“Talk about a trip back in time. Scientists have always wondered what it was like at the moment of and immediately after the creation of the universe, generally known as the Big Bang. Soon, they may find out.
By using the world’s biggest and most powerful particle accelerator — the Large Hadron Collider, or LHC — researchers will attempt to create, essentially, mini-Big Bangs that will help them study matter that once existed almost 14 billion years ago.
OK, if this all sounds a bit heady — especially for those of us who wonder how we’re going to get by until the next paycheck comes around — let’s break this down a bit.
First — and we might as well start at the beginning — the Big Bang theory (apart from being a very funny TV sitcom) suggests that the universe was created 13.7 billion years ago when extremely high energy caused a rapid expansion of what is theorized was a very hot and dense state, and it continues to expand outward.
The LHC was built by the European Organization for Nuclear Research, or CERN at its laboratory near the French-Swiss border.
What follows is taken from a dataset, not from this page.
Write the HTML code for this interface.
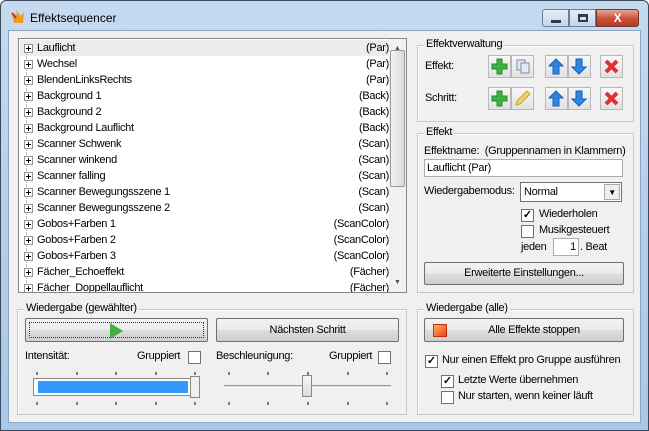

The machine sits in a 17-mile-in-circumference underground tunnel near Geneva and is used to study what the known universe is made of and why it works the way it does. Fundamental particles are made to collide inside the accelerators, and this helps scientists understand more about the laws of nature.
Researchers hope that by colliding lead ions inside the huge LHC “Big Bang machine,” they’ll be able to recreate what the young universe looked like.”